The CUP central committee in December 1907, sent an invitation to Temo asking him to partake in the Congress of Ottoman Opposition Parties as a delegate. He was unable to go and in his place went Veliyullah Çelebizâde Mahmud Çelebi, the only delegate from any CUP branch which highlighted the importance that the central committee attached toward the Romanian branch and its director. As the headquarters of the Albanian Bashkimi Society were in Bucharest, the CUP requested Temo's assistance in inviting the organisation to the congress and through a telegram wanted to know from him in a quick response if they would participate. Later Temo sent an agent to İzmir as requested by the CUP centre yet after meeting with Armenians in the city the Young Turk operative was arrested by Ottoman authorities.

Using his charisma among CUP members within the Balkans, Temo strived toward invigorating the CUP movement in Albania and Bulgaria. He made frequent visits to Bulgaria and encouraged fellow CUP members. Temo instructed one of his followers Dervish Hima to write in CUP journals with the aim of achieving reconciliation between the Young Turks and Albanian opponents of the sultan. As an Albanian nationalist Temo wrote articles for the Albanian cause. The local CUP branch attempted to get support from Muslims in Constanța and Temo organised lectures in towns like Babadag to inform the public with some talks given by him being about medical topics.

== Return from exile ==
The Young Turk Revolution occurred in 1908, the CUP forced Abdul Hamid II to restore constitutional monarchy in the Ottoman Empire starting the Second Constitutional Era. He returned from exile but was informed by Djemal Pasha that much had changed in the CUP, as it had become the product of internal Ottoman branches and not the one advocated for by Temo and others while abroad. He soon published anonymous articles attacking the Unionists in their publications. He noticed the history of the revolution was already being written, and took care to promote important rebels who were being sidelined in favour of more famous ones. Temo had a soft spot for Atıf Bey, an key participant in the revolt, and paid a publisher based in Vienna to produce 10,000 postcards of his image.

In 1909 Temo founded the Ottoman Democratic Party and was elected its president. It advocated for democratic government, minority rights and upholding constitutional liberties that was in opposition to the CUP.

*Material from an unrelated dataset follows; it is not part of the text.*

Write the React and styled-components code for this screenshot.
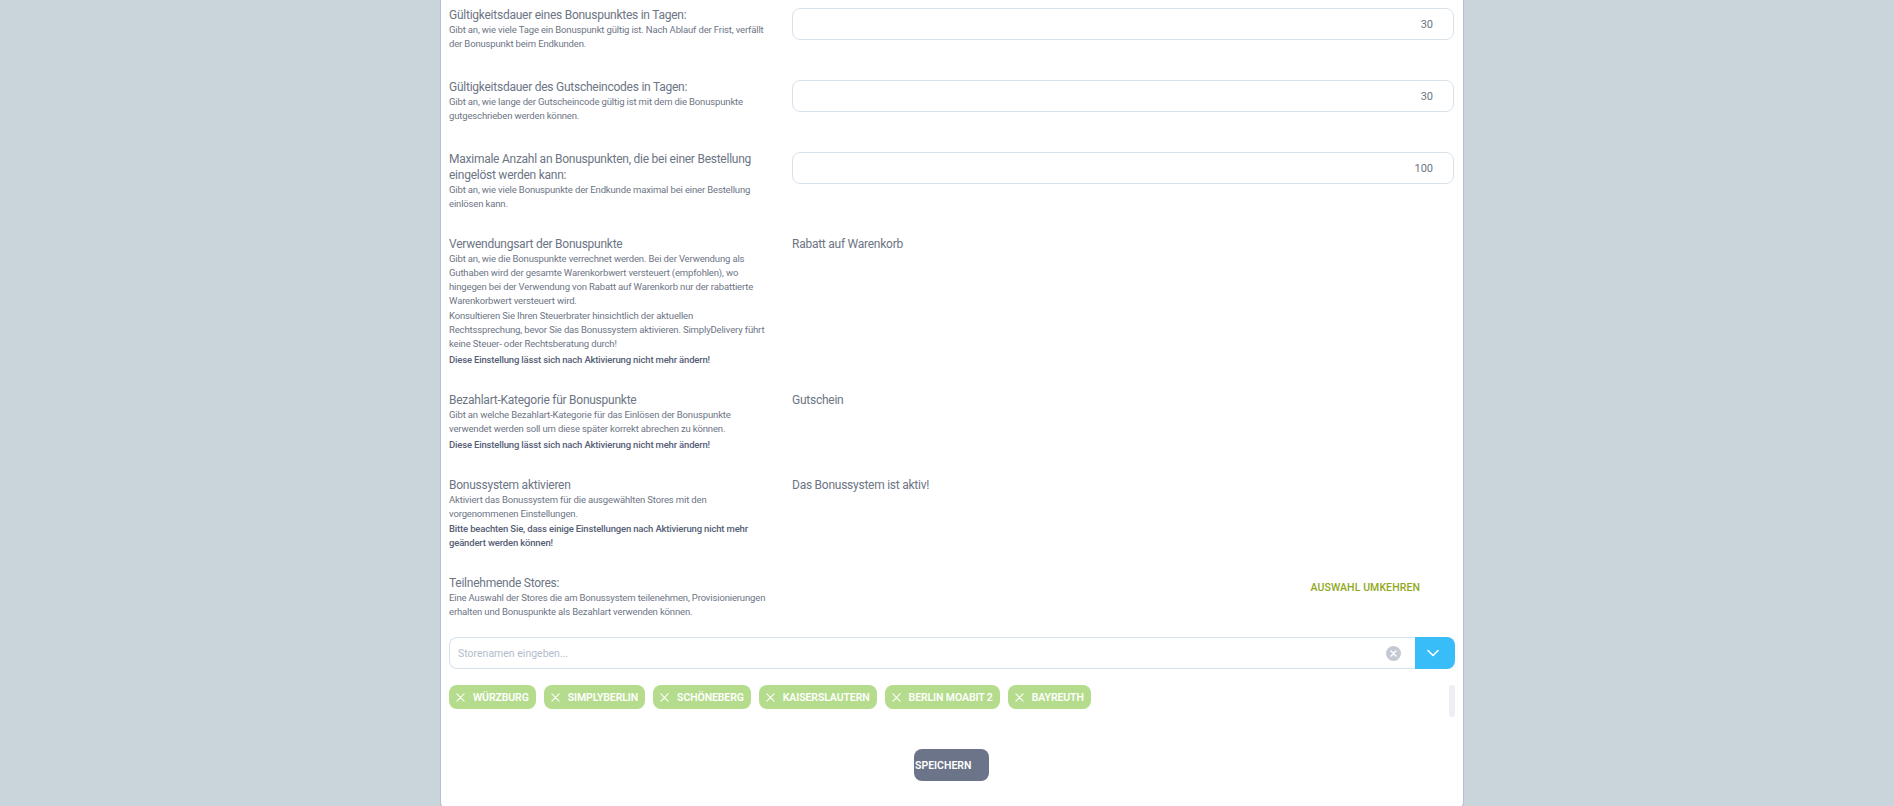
import React from 'react';
import styled, { createGlobalStyle } from 'styled-components';

const GlobalStyle = createGlobalStyle`
  html, body {
    margin: 0;
    height: 100%;
    overflow: hidden;
    background: #c9d4db;
  }
  * {
    box-sizing: border-box;
  }
`;

const FONT = `'Roboto', 'Noto Sans', sans-serif`;

const Page = styled.div`
  height: 806px;
  overflow: hidden;
  padding-left: 440px;
  font-family: ${FONT};
  color: #6d7585;
`;

const Card = styled.main`
  width: 1024px;
  height: 810px;
  padding: 7px 9px 0 8px;
  background: #fff;
  border: 1px solid #b4c0d2;
  border-top: 0;
  border-radius: 0 0 8px 8px;
`;

const Row = styled.section`
  display: grid;
  grid-template-columns: 322px 662px;
  column-gap: 21px;
  min-height: ${props => props.minHeight || 0}px;
  margin-bottom: ${props => (props.tight ? 18 : 25)}px;
`;

const Title = styled.h3`
  margin: 0;
  font-size: 12px;
  line-height: 16px;
  font-weight: 400;
  letter-spacing: -0.25px;
  color: #6d7585;
`;

const Desc = styled.p`
  margin: 0 0 ${props => props.gap || 0}px;
  font-size: 9.5px;
  line-height: 14px;
  letter-spacing: -0.15px;
  color: #6d7585;
`;

const Strong = styled(Desc)`
  font-weight: 500;
  letter-spacing: -0.17px;
  color: #566076;
`;

const NumberInput = styled.input`
  display: block;
  width: 100%;
  height: 32px;
  margin-top: 1px;
  padding: 0 20px 0 16px;
  border: 1px solid #d7e1ea;
  border-radius: 8px;
  outline: none;
  background: #fff;
  font-family: ${FONT};
  font-size: 11px;
  text-align: right;
  color: #6d7585;
`;

const Value = styled.div`
  font-size: 12px;
  line-height: 16px;
  letter-spacing: -0.25px;
  color: #6d7585;
`;

const InvertCell = styled.div`
  display: flex;
  justify-content: flex-end;
  padding-top: 5px;
  padding-right: 34px;
`;

const InvertLink = styled.a`
  font-size: 10.5px;
  line-height: 16px;
  font-weight: 500;
  letter-spacing: 0.1px;
  color: #8fa81e;
  cursor: pointer;
`;

const SelectBox = styled.div`
  display: flex;
  width: 1006px;
  height: 32px;
`;

const SelectField = styled.div`
  flex: 1;
  display: flex;
  align-items: center;
  padding: 0 14px 0 8px;
  border: 1px solid #d7e1ea;
  border-right: 0;
  border-radius: 8px 0 0 8px;
`;

const SelectInput = styled.input`
  flex: 1;
  border: 0;
  outline: none;
  padding: 0;
  font-family: ${FONT};
  font-size: 10.5px;
  color: #6d7585;

  &::placeholder {
    color: #b3bccb;
    opacity: 1;
  }
`;

const ClearIcon = styled.svg`
  width: 15px;
  height: 15px;
  display: block;
`;

const SelectToggle = styled.button`
  width: 40px;
  display: flex;
  align-items: center;
  justify-content: center;
  padding: 0 4px 0 0;
  border: 0;
  border-radius: 0 8px 8px 0;
  background: #38bdf8;
`;

const ChipArea = styled.div`
  position: relative;
  display: flex;
  gap: 8px;
  width: 1006px;
  height: 32px;
  margin-top: 16px;
`;

const Chip = styled.span`
  display: flex;
  align-items: center;
  height: 24px;
  padding: 0 7px 0 7px;
  border-radius: 8px;
  background: #b4dc8c;
  font-size: 10.5px;
  font-weight: 600;
  letter-spacing: -0.1px;
  color: #fff;
  white-space: nowrap;
`;

const ChipIcon = styled.svg`
  width: 9px;
  height: 9px;
  margin-right: 8px;
  flex: none;
`;

const ScrollThumb = styled.div`
  position: absolute;
  top: 0;
  right: 0;
  width: 6px;
  height: 32px;
  border-radius: 3px;
  background: #eeeff4;
`;

const Actions = styled.div`
  display: flex;
  width: 1005px;
  justify-content: center;
  margin-top: 32px;
`;

const SaveButton = styled.button`
  width: 75px;
  height: 32px;
  padding: 0 0 0 1px;
  border: 0;
  border-radius: 8px;
  background: #6b7488;
  font-family: ${FONT};
  font-size: 10.5px;
  font-weight: 600;
  text-align: left;
  color: #fff;
`;

const STORES = ['Würzburg', 'SimplyBerlin', 'Schöneberg', 'Kaiserslautern', 'Berlin Moabit 2', 'Bayreuth'];

const App = () => (
  <Page>
    <GlobalStyle />
    <Card>
      <Row minHeight={47}>
        <div>
          <Title>Gültigkeitsdauer eines Bonuspunktes in Tagen:</Title>
          <Desc>Gibt an, wie viele Tage ein Bonuspunkt gültig ist. Nach Ablauf der Frist, verfällt der Bonuspunkt beim Endkunden.</Desc>
        </div>
        <NumberInput readOnly value="30" />
      </Row>
      <Row minHeight={47}>
        <div>
          <Title>Gültigkeitsdauer des Gutscheincodes in Tagen:</Title>
          <Desc>Gibt an, wie lange der Gutscheincode gültig ist mit dem die Bonuspunkte gutgeschrieben werden können.</Desc>
        </div>
        <NumberInput readOnly value="30" />
      </Row>
      <Row>
        <div>
          <Title>Maximale Anzahl an Bonuspunkten, die bei einer Bestellung eingelöst werden kann:</Title>
          <Desc>Gibt an, wie viele Bonuspunkte der Endkunde maximal bei einer Bestellung einlösen kann.</Desc>
        </div>
        <NumberInput readOnly value="100" />
      </Row>
      <Row>
        <div>
          <Title>Verwendungsart der Bonuspunkte</Title>
          <Desc gap={1}>Gibt an, wie die Bonuspunkte verrechnet werden. Bei der Verwendung als Guthaben wird der gesamte Warenkorbwert versteuert (empfohlen), wo hingegen bei der Verwendung von Rabatt auf Warenkorb nur der rabattierte Warenkorbwert versteuert wird.</Desc>
          <Desc gap={2}>Konsultieren Sie Ihren Steuerbrater hinsichtlich der aktuellen<br />Rechtssprechung, bevor Sie das Bonussystem aktivieren. SimplyDelivery führt<br />keine Steuer- oder Rechtsberatung durch!</Desc>
          <Strong>Diese Einstellung lässt sich nach Aktivierung nicht mehr ändern!</Strong>
        </div>
        <Value>Rabatt auf Warenkorb</Value>
      </Row>
      <Row>
        <div>
          <Title>Bezahlart-Kategorie für Bonuspunkte</Title>
          <Desc gap={2}>Gibt an welche Bezahlart-Kategorie für das Einlösen der Bonuspunkte verwendet werden soll um diese später korrekt abrechen zu können.</Desc>
          <Strong>Diese Einstellung lässt sich nach Aktivierung nicht mehr ändern!</Strong>
        </div>
        <Value>Gutschein</Value>
      </Row>
      <Row>
        <div>
          <Title>Bonussystem aktivieren</Title>
          <Desc gap={1}>Aktiviert das Bonussystem für die ausgewählten Stores mit den vorgenommenen Einstellungen.</Desc>
          <Strong>Bitte beachten Sie, dass einige Einstellungen nach Aktivierung nicht mehr geändert werden können!</Strong>
        </div>
        <Value>Das Bonussystem ist aktiv!</Value>
      </Row>
      <Row tight>
        <div>
          <Title>Teilnehmende Stores:</Title>
          <Desc>Eine Auswahl der Stores die am Bonussystem teilenehmen, Provisionierungen erhalten und Bonuspunkte als Bezahlart verwenden können.</Desc>
        </div>
        <InvertCell>
          <InvertLink>AUSWAHL UMKEHREN</InvertLink>
        </InvertCell>
      </Row>
      <SelectBox>
        <SelectField>
          <SelectInput placeholder="Storenamen eingeben..." />
          <ClearIcon viewBox="0 0 15 15">
            <circle cx="7.5" cy="7.5" r="7.5" fill="#c5c9d3" />
            <path d="M5 5l5 5M10 5l-5 5" stroke="#fff" strokeWidth="1.4" strokeLinecap="round" />
          </ClearIcon>
        </SelectField>
        <SelectToggle aria-label="Stores anzeigen">
          <svg width="12" height="8" viewBox="0 0 12 8">
            <path d="M1 1.5l5 5 5-5" fill="none" stroke="#fff" strokeWidth="1.6" strokeLinecap="round" strokeLinejoin="round" />
          </svg>
        </SelectToggle>
      </SelectBox>
      <ChipArea>
        {STORES.map(store => (
          <Chip key={store}>
            <ChipIcon viewBox="0 0 10 10">
              <path d="M1 1l8 8M9 1l-8 8" stroke="#fff" strokeWidth="1.2" strokeLinecap="round" />
            </ChipIcon>
            {store.toUpperCase()}
          </Chip>
        ))}
        <ScrollThumb />
      </ChipArea>
      <Actions>
        <SaveButton>SPEICHERN</SaveButton>
      </Actions>
    </Card>
  </Page>
);

export default App;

In Istanbul, he was first appointed as a sanitary inspector of Beyoğlu. After the dethronement of Abdulhamid II, he was appointed director of the Darülaceze, but was soon forced to resign. In 1911, he was sent away from Istanbul to combat cholera outbreaks in Edirne and Tekirdağ. After completing his duties in Edirne, he left Istanbul in January 1911 for Constanta.

Temo came to Istanbul during the Balkan Wars as head of a seven-person Romanian Red Cross delegation. He attempted to publish a Turkish newspaper called Şık in Medgidia (Mecidiye) in early 1914. He continued his research on writing Turkish in the Latin alphabet, preparing an alphabet resembling the modern Turkish alphabet and distributing it to teachers. He requested that Abdullah Cevdet publish the İçtihad magazine in Istanbul using this alphabet, but this idea was not implemented.

== Romanian politician ==
When Romania entered World War I, Temo served in its army as a major. After the Armistice, he joined the Albanian delegation to the Paris Peace Conference and served on the border demarcation sub-committee.

After returning to Romania, Ibrahim Temo joined the People's Party and served in the Romanian Parliament from 1920 to 1922 as a senator for Caliacra. He served as leader of the party's Medgidia chapter and as the city's interim mayor (1926). During his tenure in Parliament, he brought a dispute concerning the Adakale district, a Turkish-speaking island located on the Danube between Romania and Serbia, to Parliament's attention, contributing to the island's incorporation into Romania. He continued to publish medical and political articles in Turkish magazines. In 1937, he published a 16-page pamphlet titled "Why I Love Atatürk." Temo then embarked on writing his memoirs, sorting through his and İshak Sükûti's private documents and chronicling the founding and development of the CUP. He died in Medgidia on August 5, 1945.

== Legacy ==
A Macedonian high school in Struga in North Macedonia is named after Temo.